Requirements:
Determine how many lines contain the string "components". Respond with that number and nothing more.

Dataset content:
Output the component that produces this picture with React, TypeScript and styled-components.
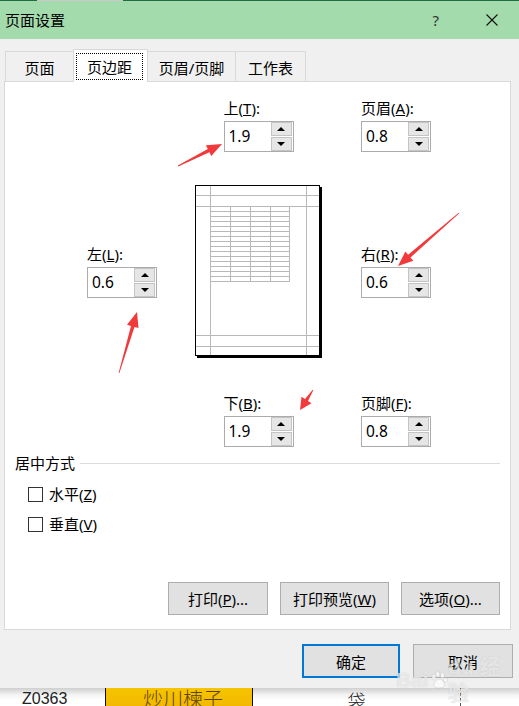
import styled, { createGlobalStyle, css } from "styled-components";

const GlobalStyle = createGlobalStyle`
  html, body { margin: 0; padding: 0; background: #fff; }
  body { font-family: "Noto Sans", "Noto Sans CJK SC", sans-serif; color: #000; }
  * { box-sizing: border-box; }
`;

type Side = "up" | "down";

const arrows = [
  { from: [178, 166], to: [222, 144] },
  { from: [119, 373], to: [137, 312] },
  { from: [459, 213], to: [398, 266] },
  { from: [313, 390], to: [300, 410] },
];

// tapered shaft + triangle head, like a marker arrow
const arrowPoints = (x1: number, y1: number, x2: number, y2: number) => {
  const dx = x2 - x1;
  const dy = y2 - y1;
  const len = Math.hypot(dx, dy);
  const ux = dx / len;
  const uy = dy / len;
  const nx = -uy;
  const ny = ux;
  const head = Math.min(15, len * 0.5);
  const bx = x2 - ux * head;
  const by = y2 - uy * head;
  const p = (x: number, y: number) => `${x.toFixed(1)},${y.toFixed(1)}`;
  return [
    p(x1 + nx * 0.4, y1 + ny * 0.4),
    p(bx + nx * 1.8, by + ny * 1.8),
    p(bx + nx * 6, by + ny * 6),
    p(x2, y2),
    p(bx - nx * 6, by - ny * 6),
    p(bx - nx * 1.8, by - ny * 1.8),
    p(x1 - nx * 0.4, y1 - ny * 0.4),
  ].join(" ");
};

const fields = {
  top: { label: "上", key: "T", value: "1.9" },
  header: { label: "页眉", key: "A", value: "0.8" },
  left: { label: "左", key: "L", value: "0.6" },
  right: { label: "右", key: "R", value: "0.6" },
  bottom: { label: "下", key: "B", value: "1.9" },
  footer: { label: "页脚", key: "F", value: "0.8" },
};

const Spin = ({ label, hotkey, value }: { label: string; hotkey: string; value: string }) => (
  <>
    <FieldLabel>
      {label}(<u>{hotkey}</u>):
    </FieldLabel>
    <SpinBox>
      <SpinValue>{value}</SpinValue>
      <Spinner>
        <SpinButton>
          <Tri $side="up" />
        </SpinButton>
        <SpinButton>
          <Tri $side="down" />
        </SpinButton>
      </Spinner>
    </SpinBox>
  </>
);

const PagePreview = () => {
  const rows = Array.from({ length: 16 }, (_, i) => 20 + i * 5);
  return (
    <Page>
      <svg width="123" height="169" viewBox="0 0 123 169" shapeRendering="crispEdges">
        <g stroke="#b8b8b8" strokeWidth="1">
          <line x1="14.5" y1="0" x2="14.5" y2="169" />
          <line x1="110.5" y1="0" x2="110.5" y2="169" />
          <line x1="0" y1="9.5" x2="123" y2="9.5" />
          <line x1="0" y1="20.5" x2="123" y2="20.5" />
          <line x1="0" y1="149.5" x2="123" y2="149.5" />
          <line x1="0" y1="160.5" x2="123" y2="160.5" />
          {rows.map((y) => (
            <line key={y} x1="14.5" y1={y + 0.5} x2="94" y2={y + 0.5} />
          ))}
          {[34.5, 54.5, 74.5, 93.5].map((x) => (
            <line key={x} x1={x} y1="20" x2={x} y2="96" />
          ))}
        </g>
      </svg>
    </Page>
  );
};

const App = () => {
  return (
    <Screen>
      <GlobalStyle />
      <TopEdge />
      <Dialog>
        <TitleBar>
          <Title>页面设置</Title>
          <HelpGlyph>?</HelpGlyph>
          <CloseIcon width="12" height="12" viewBox="0 0 12 12">
            <path d="M0.5 0.5 L11.5 11.5 M11.5 0.5 L0.5 11.5" stroke="#111" strokeWidth="1.1" fill="none" />
          </CloseIcon>
        </TitleBar>

        <Body>
          <Tabs>
            <Tab $w={69}>
              <TabText>页面</TabText>
            </Tab>
            <Tab $w={75} $active>
              <TabText $focus>页边距</TabText>
            </Tab>
            <Tab $w={89}>
              <TabText>页眉/页脚</TabText>
            </Tab>
            <Tab $w={71}>
              <TabText>工作表</TabText>
            </Tab>
          </Tabs>

          <Panel>
            <MarginsGrid>
              <Field $col={2} $row={1} $centerX>
                <Spin label={fields.top.label} hotkey={fields.top.key} value={fields.top.value} />
              </Field>
              <Field $col={3} $row={1}>
                <Spin label={fields.header.label} hotkey={fields.header.key} value={fields.header.value} />
              </Field>
              <Field $col={1} $row={2} $centerY>
                <Spin label={fields.left.label} hotkey={fields.left.key} value={fields.left.value} />
              </Field>
              <PreviewCell>
                <PagePreview />
              </PreviewCell>
              <Field $col={3} $row={2} $centerY>
                <Spin label={fields.right.label} hotkey={fields.right.key} value={fields.right.value} />
              </Field>
              <Field $col={2} $row={3} $centerX $shift>
                <Spin label={fields.bottom.label} hotkey={fields.bottom.key} value={fields.bottom.value} />
              </Field>
              <Field $col={3} $row={3} $shift>
                <Spin label={fields.footer.label} hotkey={fields.footer.key} value={fields.footer.value} />
              </Field>
            </MarginsGrid>

            <Section>
              <SectionHeader>
                居中方式
                <Rule />
              </SectionHeader>
              <CheckList>
                <CheckRow>
                  <CheckBox />
                  <span>
                    水平(<u>Z</u>)
                  </span>
                </CheckRow>
                <CheckRow>
                  <CheckBox />
                  <span>
                    垂直(<u>V</u>)
                  </span>
                </CheckRow>
              </CheckList>
            </Section>

            <ButtonRow>
              <ActionButton $w={100}>
                打印(<u>P</u>)...
              </ActionButton>
              <ActionButton $w={109}>
                打印预览(<u>W</u>)
              </ActionButton>
              <ActionButton $w={99}>
                选项(<u>O</u>)...
              </ActionButton>
            </ButtonRow>
          </Panel>

          <Footer>
            <DialogButton $w={98} $primary>
              确定
            </DialogButton>
            <DialogButton $w={100}>取消</DialogButton>
          </Footer>
        </Body>
      </Dialog>

      <Sheet>
        <CodeCell>Z0363</CodeCell>
        <NameCell>炒川楝子</NameCell>
        <UnitCell>袋</UnitCell>
        <RestCell />
      </Sheet>

      <Watermark>
        <WmMain>
          Bai
          <svg width="20" height="20" viewBox="0 0 20 20">
            <g fill="rgba(255,255,255,0.6)" stroke="rgba(150,150,150,0.3)" strokeWidth="0.8">
              <ellipse cx="5" cy="7" rx="2.2" ry="3" />
              <ellipse cx="9" cy="4" rx="2.2" ry="3" />
              <ellipse cx="14" cy="5" rx="2.2" ry="3" />
              <ellipse cx="17" cy="10" rx="2" ry="2.6" />
              <path d="M5 16 C5 11 9 9 11 9 C14 9 16 13 16 16 C16 19 5 19 5 16 Z" />
            </g>
          </svg>
          du 经验
        </WmMain>
        <WmSub>jingyan.baidu.com</WmSub>
      </Watermark>

      <Annotations width="519" height="706" viewBox="0 0 519 706">
        {arrows.map((a, i) => (
          <polygon key={i} points={arrowPoints(a.from[0], a.from[1], a.to[0], a.to[1])} fill="#f23a3c" />
        ))}
      </Annotations>
    </Screen>
  );
};

const Screen = styled.div`
  position: relative;
  width: 519px;
  height: 706px;
  overflow: hidden;
  display: flex;
  flex-direction: column;
`;

const TopEdge = styled.div`
  height: 1px;
  flex: none;
  background: linear-gradient(to right, #1f6e40 37px, #c9c9c9 37px, #c9c9c9 123px, #1f6e40 123px);
`;

const Dialog = styled.div`
  height: 687px;
  flex: none;
  display: flex;
  flex-direction: column;
  background: #f0f0f0;
`;

const TitleBar = styled.div`
  height: 38px;
  flex: none;
  display: flex;
  align-items: center;
  padding: 0 21px 0 5px;
  background: #a4dbad;
`;

const Title = styled.div`
  font-size: 15px;
  line-height: 20px;
`;

const HelpGlyph = styled.div`
  margin-left: auto;
  margin-right: 47px;
  font-size: 15px;
  line-height: 20px;
  color: #333;
`;

const CloseIcon = styled.svg`
  display: block;
`;

const Body = styled.div`
  flex: 1;
  display: flex;
  flex-direction: column;
  padding-top: 10px;
`;

const Tabs = styled.div`
  display: flex;
  align-items: flex-end;
  height: 32px;
  padding-left: 6px;
`;

const Tab = styled.div<{ $w: number; $active?: boolean }>`
  position: relative;
  width: ${(p) => p.$w}px;
  height: 30px;
  margin-left: -1px;
  display: flex;
  border: 1px solid #d9d9d9;
  border-bottom: none;
  background: #f0f0f0;
  font-size: 15px;
  ${(p) =>
    p.$active &&
    css`
      height: 33px;
      margin-bottom: -1px;
      z-index: 1;
      background: #fff;
    `}
`;

const TabText = styled.div<{ $focus?: boolean }>`
  flex: 1;
  display: flex;
  align-items: center;
  justify-content: center;
  padding-top: 2px;
  line-height: 20px;
  ${(p) =>
    p.$focus &&
    css`
      margin: 3px 4px 2px 2px;
      padding-top: 0;
      border: 1px dotted #000;
    `}
`;

const Panel = styled.div`
  height: 549px;
  margin: 0 8px 0 4px;
  display: flex;
  flex-direction: column;
  padding: 16px 10px 14px 10px;
  background: #fff;
  border: 1px solid #d9d9d9;
`;

const MarginsGrid = styled.div`
  display: grid;
  grid-template-columns: 69px 123px 69px;
  column-gap: 41px;
  row-gap: 34px;
  margin-left: 72px;
`;

const Field = styled.div<{ $col: number; $row: number; $centerX?: boolean; $centerY?: boolean; $shift?: boolean }>`
  grid-column: ${(p) => p.$col};
  grid-row: ${(p) => p.$row};
  width: 70px;
  justify-self: ${(p) => (p.$centerX ? "center" : "start")};
  align-self: ${(p) => (p.$centerY ? "center" : "start")};
  margin-top: ${(p) => (p.$shift ? 4 : 0)}px;
`;

const FieldLabel = styled.div`
  font-size: 15px;
  line-height: 20px;
  margin-bottom: 3px;
  white-space: nowrap;
`;

const SpinBox = styled.div`
  width: 70px;
  height: 31px;
  display: flex;
  padding-right: 1px;
  border: 1px solid #ababab;
  background: #fff;
`;

const SpinValue = styled.div`
  flex: 1;
  padding-left: 4px;
  font-size: 15.5px;
  line-height: 28px;
`;

const Spinner = styled.div`
  width: 21px;
  display: flex;
  flex-direction: column;
  gap: 1px;
`;

const SpinButton = styled.div`
  flex: 1;
  display: flex;
  align-items: center;
  justify-content: center;
  background: #e6e6e6;
  border: 1px solid #c4c4c4;
`;

const Tri = styled.div<{ $side: Side }>`
  width: 0;
  height: 0;
  border-left: 4px solid transparent;
  border-right: 4px solid transparent;
  ${(p) =>
    p.$side === "up"
      ? css`
          border-bottom: 4px solid #000;
        `
      : css`
          border-top: 4px solid #000;
        `}
`;

const PreviewCell = styled.div`
  grid-column: 2;
  grid-row: 2;
`;

const Page = styled.div`
  width: 123px;
  height: 169px;
  background: #fff;
  box-shadow: 0 0 0 1px #000, 2px 2px 0 1px #000;
  margin: 0 0 0 -1px;

  svg {
    display: block;
  }
`;

const Section = styled.div`
  margin-top: 6px;
`;

const SectionHeader = styled.div`
  display: flex;
  align-items: center;
  font-size: 15px;
  line-height: 20px;
  height: 20px;
`;

const Rule = styled.div`
  flex: 1;
  height: 1px;
  margin-left: 5px;
  background: #dcdcdc;
`;

const CheckList = styled.div`
  display: flex;
  flex-direction: column;
  gap: 10px;
  margin-top: 11px;
  padding-left: 13px;
`;

const CheckRow = styled.div`
  display: flex;
  align-items: center;
  gap: 6px;
  height: 20px;
  font-size: 15px;
  line-height: 20px;
`;

const CheckBox = styled.div`
  width: 15px;
  height: 15px;
  border: 1px solid #333;
  background: #fff;
`;

const ButtonRow = styled.div`
  margin-top: auto;
  display: flex;
  justify-content: flex-end;
  gap: 12px;
`;

const ActionButton = styled.div<{ $w: number }>`
  width: ${(p) => p.$w}px;
  height: 33px;
  display: flex;
  align-items: center;
  justify-content: center;
  background: #e1e1e1;
  border: 1px solid #adadad;
  font-size: 15px;
  white-space: nowrap;
`;

const Footer = styled.div`
  display: flex;
  justify-content: flex-end;
  gap: 13px;
  margin-top: 14px;
  padding-right: 6px;
`;

const DialogButton = styled.div<{ $w: number; $primary?: boolean }>`
  width: ${(p) => p.$w}px;
  height: 34px;
  display: flex;
  align-items: center;
  justify-content: center;
  background: #e1e1e1;
  border: ${(p) => (p.$primary ? "2px solid #0078d7" : "1px solid #adadad")};
  font-size: 15px;
`;

const Sheet = styled.div`
  flex: 1;
  display: flex;
  background: linear-gradient(#cfcfcf, #f4f4f4 7px, #fff 12px);
  overflow: hidden;
`;

const CodeCell = styled.div`
  width: 105px;
  padding: 2px 0 0 22px;
  font-family: "Liberation Sans", Arial, sans-serif;
  font-size: 16px;
  line-height: 18px;
  color: #222;
`;

const NameCell = styled.div`
  width: 148px;
  padding: 0 0 0 37px;
  background: linear-gradient(#f6c400, #f2b900);
  border-left: 1px solid #111;
  border-right: 1px solid #111;
  font-family: "Noto Sans CJK SC", sans-serif;
  font-weight: 300;
  font-size: 20px;
  line-height: 22px;
  color: #5e4300;
`;

const UnitCell = styled.div`
  width: 207px;
  text-align: center;
  font-family: "Noto Sans CJK SC", sans-serif;
  font-weight: 300;
  font-size: 18px;
  line-height: 24px;
  color: #222;
`;

const RestCell = styled.div`
  flex: 1;
  border-left: 1px dashed #555;
`;

const Watermark = styled.div`
  position: absolute;
  left: 396px;
  top: 654px;
  display: flex;
  flex-direction: column;
  pointer-events: none;
  color: rgba(255, 255, 255, 0.6);
  text-shadow: 0 0 1px rgba(120, 120, 120, 0.35);
`;

const WmMain = styled.div`
  display: flex;
  align-items: center;
  font-family: "Liberation Sans", Arial, "Noto Sans CJK SC", sans-serif;
  font-weight: bold;
  font-size: 21px;
  line-height: 26px;
`;

const WmSub = styled.div`
  font-family: "Liberation Sans", Arial, sans-serif;
  font-size: 12px;
  line-height: 14px;
  letter-spacing: 0.5px;
  margin-left: 2px;
`;

const Annotations = styled.svg`
  position: absolute;
  left: 0;
  top: 0;
  pointer-events: none;
`;

export default App;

Solution for this task:
2